Sarebbe facile indicare nella esperienza di questo governo e nella sua durata la sostanza del futuro partito democratico.
Sarebbe tuttavia un errore. Un partito non è un programma di governo e non si riduce né si sovrappone a una piattaforma programmatica. Un partito è la creazione di un gergo politico, di un calendario civile, di un'idea di gruppo umano. Un partito è per quanto aperto un'associazione volontaria, club elettivo direbbero alcuni, in cui ci si riconosce perché fonda valori condivisi tra gli iscritti volontari (e si spera “entusiasti”) di quel club.

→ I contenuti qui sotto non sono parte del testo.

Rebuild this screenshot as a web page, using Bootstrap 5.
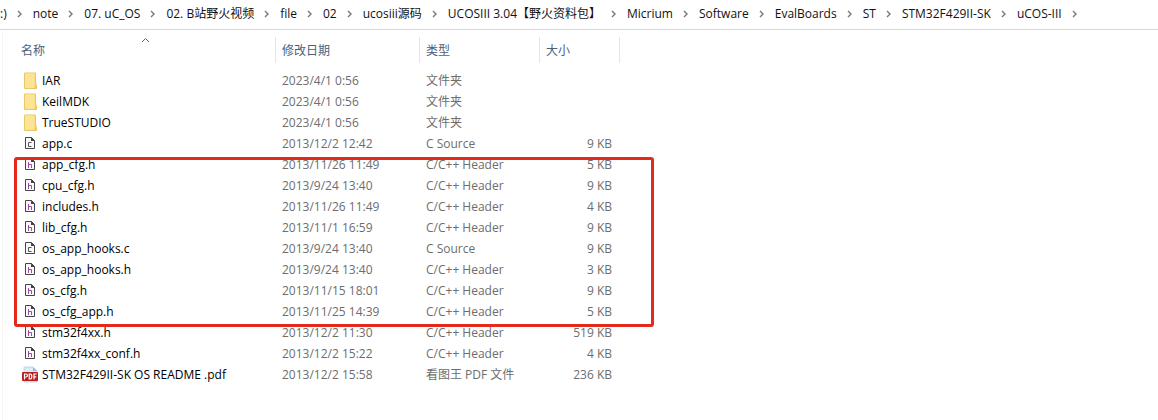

Un governo è altra cosa. Un governo, infatti, esprime un programma fondato su alcuni criteri, rivolto a interloquire anche con un'opposizione politica nel paese. Il suo problema non è avere un programma politico, ma avere un progetto di sviluppo operativamente perseguibile. Pur su alcuni criteri guida, è bene che quella cosa che è il governo, appunto governi. E si limiti a svolgere bene quel compito. Senza eccessive fantasie. E soprattutto senza distrazioni ( per questo è un buon segno la decisione di Romano Prodi di non andare “A porta a Porta”. Qualcuno che lavori ci vuole).
Sarebbe bene che questa distinzione fosse chiara nei prossimi mesi. Non è solo un problema di ruoli. E' anche un problema di individui. E' per questo che fondare un partito non sarà né rapido né agevole.
Il Partito Democratico è una follia: unire tutta la sinistra per creare una moderna forza socialista. Quello sì che è un desiderio condiviso dalla base.
vorrei essere ottimista.
posso ?
a quanto pare o sono ottimisti tutti o lo sono solo io.